Our Pods are built in sets of 3 racks. Unlike our 1-Gig environment where we run all cabling to the distribution switches, our 10-Gig pods utilize 2 x Force10 Z9000’s in a Top-of-Rack or TOR setup for each 3-rack pod. Each TOR switch and Server in the pod are dual-homed with A/B power to separate PDU’s. The building has multiple street-power providers, and is rated to withstand an F5 tornado. Here is a visual representation of the pod:


The switches are setup in an A/B setup cross-connected to each other. The switches reside in the center rack in each pod, as it services the cabinet it resides in, as well as the neighbors to the left and right:


The switch ports are all configured as Trunk. We handle all of our tagging at the vSwitch. Each ESX host (R710’s or R720’s) house 2 x 8GB HBA’s for storage, and 2 x Dual-Port 10-Gig NIC’s for networking. We use 1:4 fan-out 40-Gig cables for network connectivity, like the ones here. Each 40-Gig cable has 4 ends (A,B,C,D). Each 40-Gig cable services the “A” or “B” switch side of 2 hosts, with 2 connections each.

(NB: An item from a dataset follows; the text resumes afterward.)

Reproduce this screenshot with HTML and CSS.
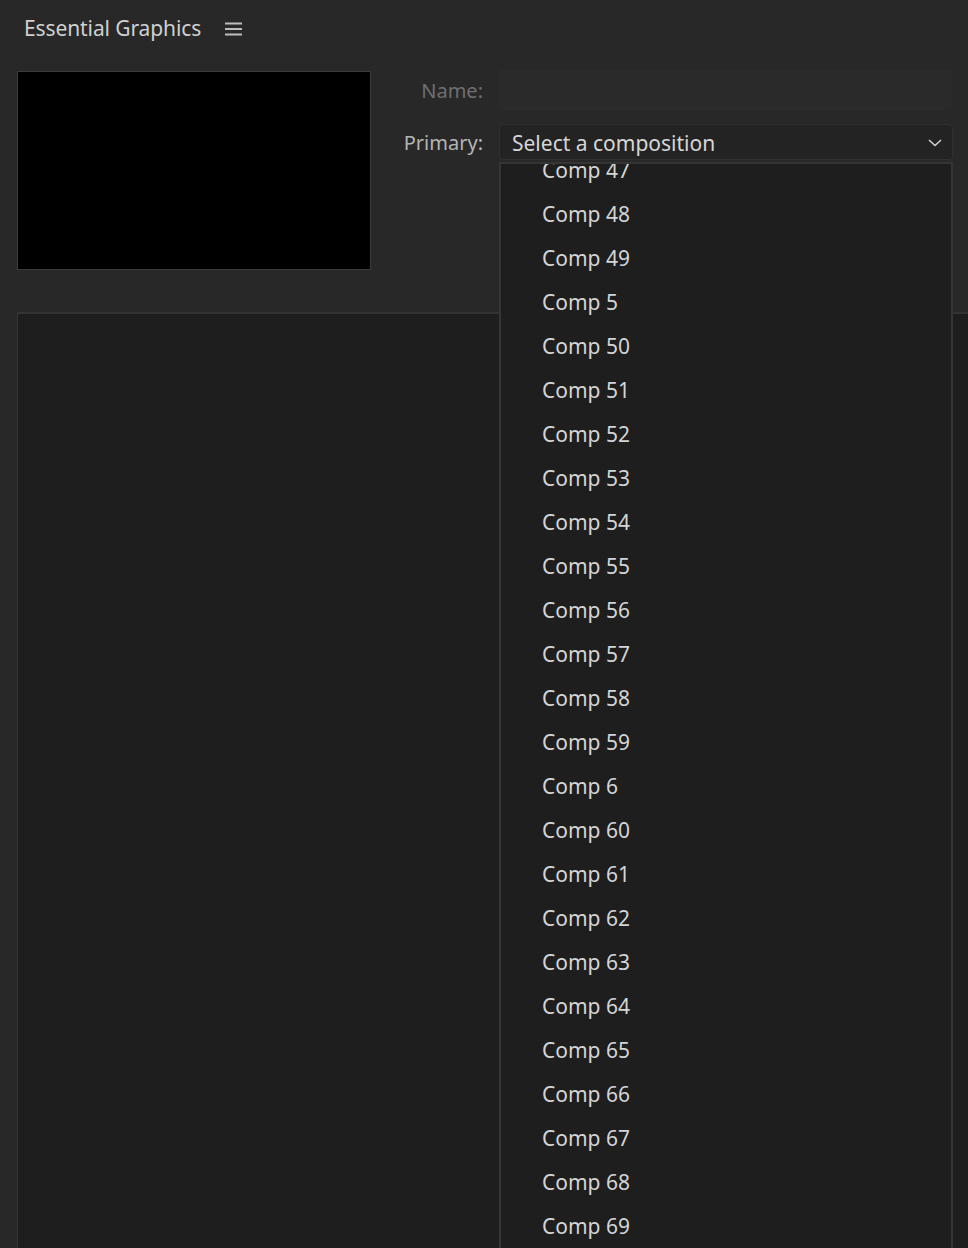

This leaves each host with an A + B (or C & D) from the “A Switch” and an A + B (or C & D) from the “B Switch”.  These are split out on the host to 2 x Virtual Distributed Switches across the environment:



vCenter Networking

Two of the links (1 x A-side, 1 x B-side) go to the VM-Network Virtual Distributed Switch. The other 2 links go to the vKernel-Network Virtual Distributed Switch. The vKernel Switch for each host has 1 x Management and 1 x vMotion virtual adapter configured. The VM-Network Switch contains the tagged port-groups for all of the VLAN’s needed for our virtual machine traffic.


This concludes the first of what I hope to be many Design Theory / Architectural posts. Thanks for playing along!